→ **Task to carry out**
Wherever the word "this" appears in a line, extract that line.

→ **Records for the exercise**
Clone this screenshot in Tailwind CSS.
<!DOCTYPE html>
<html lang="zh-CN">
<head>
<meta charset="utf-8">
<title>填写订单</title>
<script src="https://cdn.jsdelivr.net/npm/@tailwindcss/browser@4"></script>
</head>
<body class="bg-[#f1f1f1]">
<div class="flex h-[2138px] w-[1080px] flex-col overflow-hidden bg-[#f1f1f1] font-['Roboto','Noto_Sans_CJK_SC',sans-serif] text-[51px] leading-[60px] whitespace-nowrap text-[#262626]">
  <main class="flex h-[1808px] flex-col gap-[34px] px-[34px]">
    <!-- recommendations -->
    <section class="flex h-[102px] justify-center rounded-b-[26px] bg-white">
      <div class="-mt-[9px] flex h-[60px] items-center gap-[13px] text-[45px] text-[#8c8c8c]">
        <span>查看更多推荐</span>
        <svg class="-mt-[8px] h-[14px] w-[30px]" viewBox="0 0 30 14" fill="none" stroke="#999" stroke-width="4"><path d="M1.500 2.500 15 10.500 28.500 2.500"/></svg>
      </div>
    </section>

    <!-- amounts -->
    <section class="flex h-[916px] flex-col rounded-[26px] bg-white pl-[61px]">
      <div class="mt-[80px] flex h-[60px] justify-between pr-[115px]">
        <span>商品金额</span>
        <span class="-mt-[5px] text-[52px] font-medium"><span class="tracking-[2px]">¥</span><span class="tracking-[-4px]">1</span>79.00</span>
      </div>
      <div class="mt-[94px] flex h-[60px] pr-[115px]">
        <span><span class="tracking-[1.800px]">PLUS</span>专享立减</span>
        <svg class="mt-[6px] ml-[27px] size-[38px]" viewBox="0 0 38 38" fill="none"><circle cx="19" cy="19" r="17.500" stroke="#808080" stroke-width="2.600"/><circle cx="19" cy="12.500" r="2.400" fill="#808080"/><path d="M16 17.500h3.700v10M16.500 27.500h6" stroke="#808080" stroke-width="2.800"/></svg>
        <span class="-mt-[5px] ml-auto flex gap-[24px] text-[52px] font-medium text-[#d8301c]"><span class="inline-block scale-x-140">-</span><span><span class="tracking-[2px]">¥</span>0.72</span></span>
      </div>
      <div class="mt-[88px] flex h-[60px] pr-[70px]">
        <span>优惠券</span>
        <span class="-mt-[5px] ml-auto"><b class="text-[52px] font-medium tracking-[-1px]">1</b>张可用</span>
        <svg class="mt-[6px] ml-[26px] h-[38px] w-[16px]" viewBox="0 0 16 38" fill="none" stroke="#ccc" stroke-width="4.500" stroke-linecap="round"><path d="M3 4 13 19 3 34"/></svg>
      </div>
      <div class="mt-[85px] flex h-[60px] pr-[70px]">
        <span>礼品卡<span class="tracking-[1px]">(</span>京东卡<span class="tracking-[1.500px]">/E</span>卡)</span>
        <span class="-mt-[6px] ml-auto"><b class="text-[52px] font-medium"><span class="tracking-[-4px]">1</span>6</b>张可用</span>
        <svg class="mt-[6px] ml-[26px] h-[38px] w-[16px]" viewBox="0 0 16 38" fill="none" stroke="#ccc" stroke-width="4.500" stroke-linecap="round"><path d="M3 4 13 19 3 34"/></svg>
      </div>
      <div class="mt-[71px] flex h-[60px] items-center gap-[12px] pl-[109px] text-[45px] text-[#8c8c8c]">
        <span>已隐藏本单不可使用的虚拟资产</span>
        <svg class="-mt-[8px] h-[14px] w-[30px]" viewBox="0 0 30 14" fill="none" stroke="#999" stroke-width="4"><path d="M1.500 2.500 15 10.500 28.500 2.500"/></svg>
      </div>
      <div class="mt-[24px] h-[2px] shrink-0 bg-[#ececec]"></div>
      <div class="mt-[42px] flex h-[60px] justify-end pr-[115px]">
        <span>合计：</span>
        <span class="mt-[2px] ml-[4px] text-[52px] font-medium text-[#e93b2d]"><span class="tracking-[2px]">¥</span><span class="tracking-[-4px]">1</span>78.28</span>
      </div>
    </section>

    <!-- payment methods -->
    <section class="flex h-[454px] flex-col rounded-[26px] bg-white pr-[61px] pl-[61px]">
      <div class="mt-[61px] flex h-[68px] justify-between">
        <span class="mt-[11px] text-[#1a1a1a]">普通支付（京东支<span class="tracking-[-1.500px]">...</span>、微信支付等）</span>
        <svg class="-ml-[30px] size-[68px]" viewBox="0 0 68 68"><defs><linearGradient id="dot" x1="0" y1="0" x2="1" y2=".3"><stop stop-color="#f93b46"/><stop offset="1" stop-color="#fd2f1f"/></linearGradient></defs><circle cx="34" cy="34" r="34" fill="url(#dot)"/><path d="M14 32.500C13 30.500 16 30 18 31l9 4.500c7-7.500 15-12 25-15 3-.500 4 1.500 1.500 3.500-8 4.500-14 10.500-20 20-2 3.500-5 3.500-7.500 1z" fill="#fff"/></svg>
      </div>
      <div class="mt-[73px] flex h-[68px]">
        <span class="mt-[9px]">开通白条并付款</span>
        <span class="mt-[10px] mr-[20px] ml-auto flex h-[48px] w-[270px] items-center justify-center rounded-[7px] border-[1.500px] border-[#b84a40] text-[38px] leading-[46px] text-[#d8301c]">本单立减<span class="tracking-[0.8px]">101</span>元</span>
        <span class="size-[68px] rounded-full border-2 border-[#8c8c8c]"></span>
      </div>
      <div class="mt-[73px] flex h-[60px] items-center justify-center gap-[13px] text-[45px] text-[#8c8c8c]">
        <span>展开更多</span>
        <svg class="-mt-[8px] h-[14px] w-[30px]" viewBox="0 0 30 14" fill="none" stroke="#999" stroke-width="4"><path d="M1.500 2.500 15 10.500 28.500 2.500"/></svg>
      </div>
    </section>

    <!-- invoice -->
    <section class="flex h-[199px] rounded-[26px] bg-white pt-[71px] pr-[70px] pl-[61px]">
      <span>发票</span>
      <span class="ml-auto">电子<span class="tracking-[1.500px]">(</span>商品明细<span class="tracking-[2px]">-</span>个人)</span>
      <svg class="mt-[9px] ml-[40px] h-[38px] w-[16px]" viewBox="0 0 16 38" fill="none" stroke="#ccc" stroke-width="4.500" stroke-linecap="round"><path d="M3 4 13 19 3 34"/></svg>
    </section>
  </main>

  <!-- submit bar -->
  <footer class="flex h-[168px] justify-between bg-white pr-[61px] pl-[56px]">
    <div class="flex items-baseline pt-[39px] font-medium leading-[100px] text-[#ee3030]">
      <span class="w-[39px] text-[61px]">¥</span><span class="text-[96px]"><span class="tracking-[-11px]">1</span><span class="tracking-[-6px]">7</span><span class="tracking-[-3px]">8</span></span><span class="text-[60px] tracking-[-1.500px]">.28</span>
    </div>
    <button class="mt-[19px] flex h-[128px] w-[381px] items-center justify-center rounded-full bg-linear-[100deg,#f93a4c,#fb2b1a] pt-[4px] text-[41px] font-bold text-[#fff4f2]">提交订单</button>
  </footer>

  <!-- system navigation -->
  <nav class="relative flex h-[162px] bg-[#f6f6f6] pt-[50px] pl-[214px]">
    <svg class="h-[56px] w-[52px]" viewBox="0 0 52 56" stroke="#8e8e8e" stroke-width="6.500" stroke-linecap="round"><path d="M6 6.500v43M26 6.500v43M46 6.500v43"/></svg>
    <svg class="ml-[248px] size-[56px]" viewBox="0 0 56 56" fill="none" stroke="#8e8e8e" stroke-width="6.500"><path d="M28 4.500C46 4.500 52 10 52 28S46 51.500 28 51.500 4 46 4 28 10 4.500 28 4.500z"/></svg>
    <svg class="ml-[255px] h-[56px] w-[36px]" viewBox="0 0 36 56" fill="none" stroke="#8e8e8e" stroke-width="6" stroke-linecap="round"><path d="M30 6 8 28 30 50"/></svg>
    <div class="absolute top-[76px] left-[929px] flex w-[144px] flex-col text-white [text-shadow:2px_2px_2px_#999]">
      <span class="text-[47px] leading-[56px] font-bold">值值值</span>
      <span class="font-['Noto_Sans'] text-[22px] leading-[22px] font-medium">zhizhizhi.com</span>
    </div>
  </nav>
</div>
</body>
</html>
---
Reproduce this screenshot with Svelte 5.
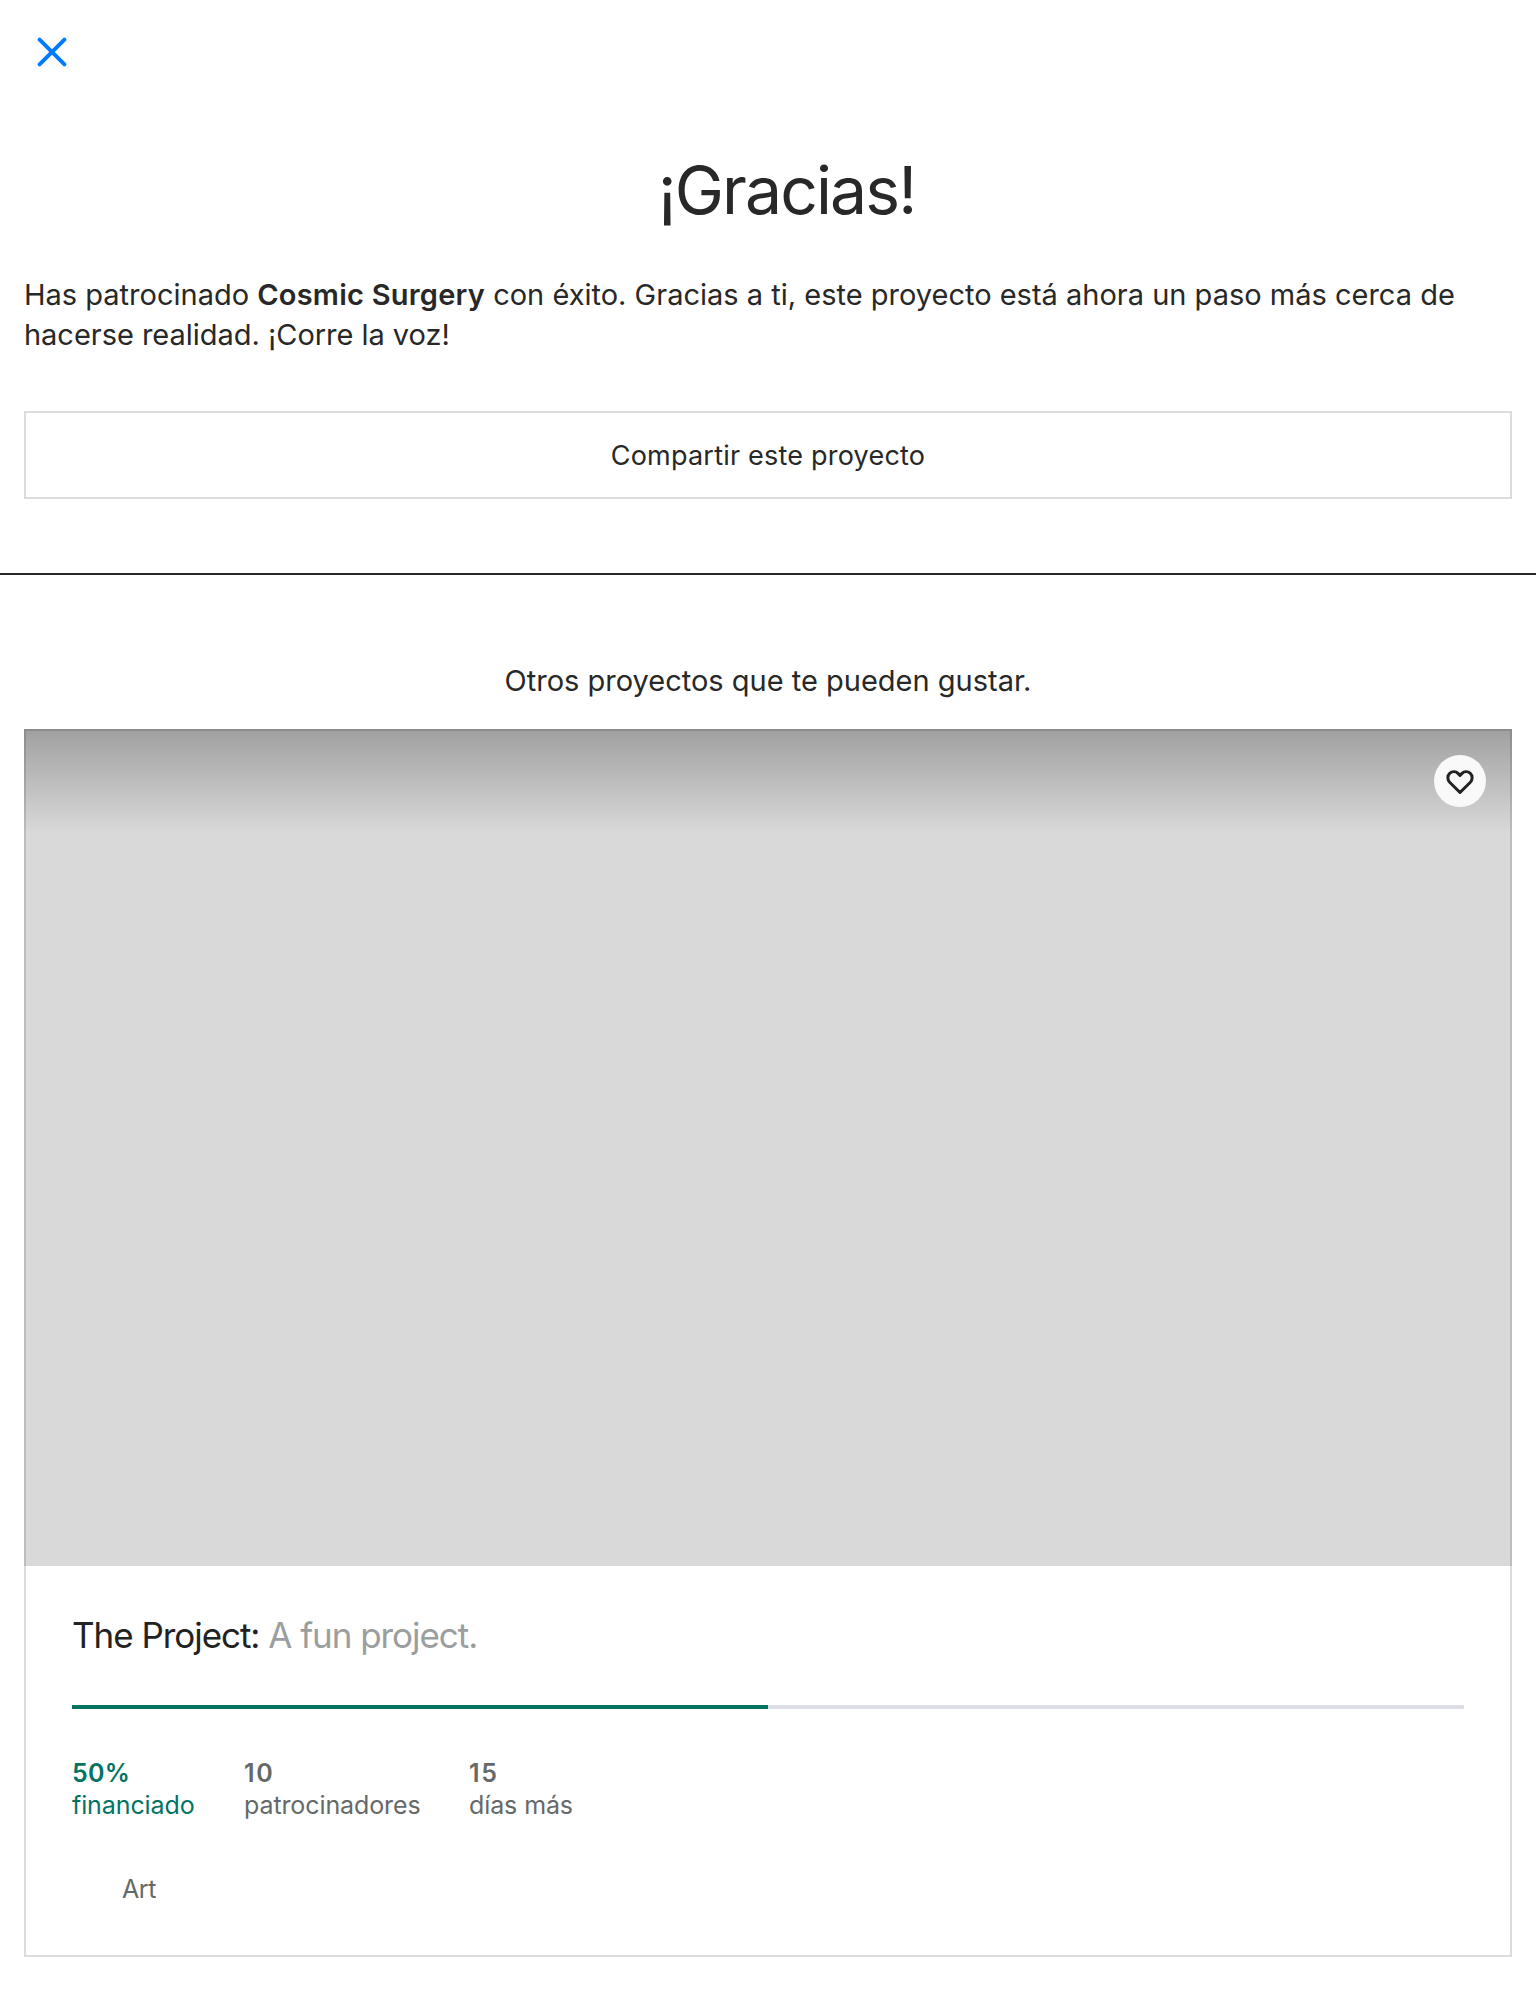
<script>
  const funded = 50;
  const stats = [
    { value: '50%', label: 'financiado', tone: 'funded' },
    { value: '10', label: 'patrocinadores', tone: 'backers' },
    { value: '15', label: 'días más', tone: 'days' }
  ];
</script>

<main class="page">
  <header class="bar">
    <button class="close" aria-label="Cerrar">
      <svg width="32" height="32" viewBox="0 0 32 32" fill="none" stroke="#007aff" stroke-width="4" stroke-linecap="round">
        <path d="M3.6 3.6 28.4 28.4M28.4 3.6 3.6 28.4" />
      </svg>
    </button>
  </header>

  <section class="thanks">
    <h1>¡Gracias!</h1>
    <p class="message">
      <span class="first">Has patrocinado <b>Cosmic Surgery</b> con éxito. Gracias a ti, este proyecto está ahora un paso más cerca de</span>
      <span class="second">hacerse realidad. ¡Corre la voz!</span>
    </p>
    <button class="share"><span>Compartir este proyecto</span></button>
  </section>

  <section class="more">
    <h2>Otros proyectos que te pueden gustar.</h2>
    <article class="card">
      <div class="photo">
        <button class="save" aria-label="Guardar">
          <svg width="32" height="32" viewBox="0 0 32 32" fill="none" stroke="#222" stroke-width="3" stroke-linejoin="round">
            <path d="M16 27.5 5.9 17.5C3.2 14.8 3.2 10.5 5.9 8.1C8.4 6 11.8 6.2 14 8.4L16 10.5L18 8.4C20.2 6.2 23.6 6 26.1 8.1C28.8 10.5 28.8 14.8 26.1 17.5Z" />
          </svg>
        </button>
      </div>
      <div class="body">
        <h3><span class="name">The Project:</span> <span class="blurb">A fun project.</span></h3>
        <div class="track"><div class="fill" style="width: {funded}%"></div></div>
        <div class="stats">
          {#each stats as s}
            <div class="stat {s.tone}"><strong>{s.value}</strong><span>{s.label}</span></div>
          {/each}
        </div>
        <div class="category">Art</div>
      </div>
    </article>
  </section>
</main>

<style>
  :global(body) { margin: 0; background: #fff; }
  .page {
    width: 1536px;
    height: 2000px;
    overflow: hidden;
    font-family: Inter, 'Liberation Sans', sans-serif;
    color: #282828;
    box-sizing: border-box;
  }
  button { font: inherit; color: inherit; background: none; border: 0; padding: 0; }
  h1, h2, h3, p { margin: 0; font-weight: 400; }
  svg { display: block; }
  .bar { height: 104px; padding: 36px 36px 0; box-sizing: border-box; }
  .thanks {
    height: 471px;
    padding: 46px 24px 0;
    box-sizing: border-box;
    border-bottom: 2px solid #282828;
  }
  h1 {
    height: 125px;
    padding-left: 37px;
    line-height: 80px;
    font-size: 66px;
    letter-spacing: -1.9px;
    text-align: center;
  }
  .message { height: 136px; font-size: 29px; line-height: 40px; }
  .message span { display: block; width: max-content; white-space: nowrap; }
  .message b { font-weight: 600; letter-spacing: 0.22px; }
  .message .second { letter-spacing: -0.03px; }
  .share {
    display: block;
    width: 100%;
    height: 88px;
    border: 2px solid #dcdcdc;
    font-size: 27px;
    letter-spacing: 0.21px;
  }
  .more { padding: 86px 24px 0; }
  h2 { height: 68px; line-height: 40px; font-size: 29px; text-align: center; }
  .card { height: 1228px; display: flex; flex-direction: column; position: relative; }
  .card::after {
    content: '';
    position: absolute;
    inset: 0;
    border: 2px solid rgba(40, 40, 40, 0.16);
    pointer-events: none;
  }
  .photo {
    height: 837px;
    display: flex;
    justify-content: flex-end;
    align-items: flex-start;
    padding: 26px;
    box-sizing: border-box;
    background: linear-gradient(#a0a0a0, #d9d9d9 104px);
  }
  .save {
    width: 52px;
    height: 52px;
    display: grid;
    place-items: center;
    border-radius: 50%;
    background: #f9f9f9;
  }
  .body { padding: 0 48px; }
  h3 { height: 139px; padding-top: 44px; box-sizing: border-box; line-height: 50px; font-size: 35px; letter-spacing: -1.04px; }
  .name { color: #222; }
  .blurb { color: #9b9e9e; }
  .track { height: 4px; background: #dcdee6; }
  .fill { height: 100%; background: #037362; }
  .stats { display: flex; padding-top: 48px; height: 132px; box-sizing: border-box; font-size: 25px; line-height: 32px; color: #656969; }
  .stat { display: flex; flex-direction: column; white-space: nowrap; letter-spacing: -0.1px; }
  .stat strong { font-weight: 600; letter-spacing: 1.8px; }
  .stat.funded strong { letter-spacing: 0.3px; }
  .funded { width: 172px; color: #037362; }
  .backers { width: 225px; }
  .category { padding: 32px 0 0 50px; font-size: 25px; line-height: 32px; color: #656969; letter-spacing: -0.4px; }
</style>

→ **Answer to the problem**
Clone this screenshot in Tailwind CSS.
Reproduce this screenshot with Svelte 5.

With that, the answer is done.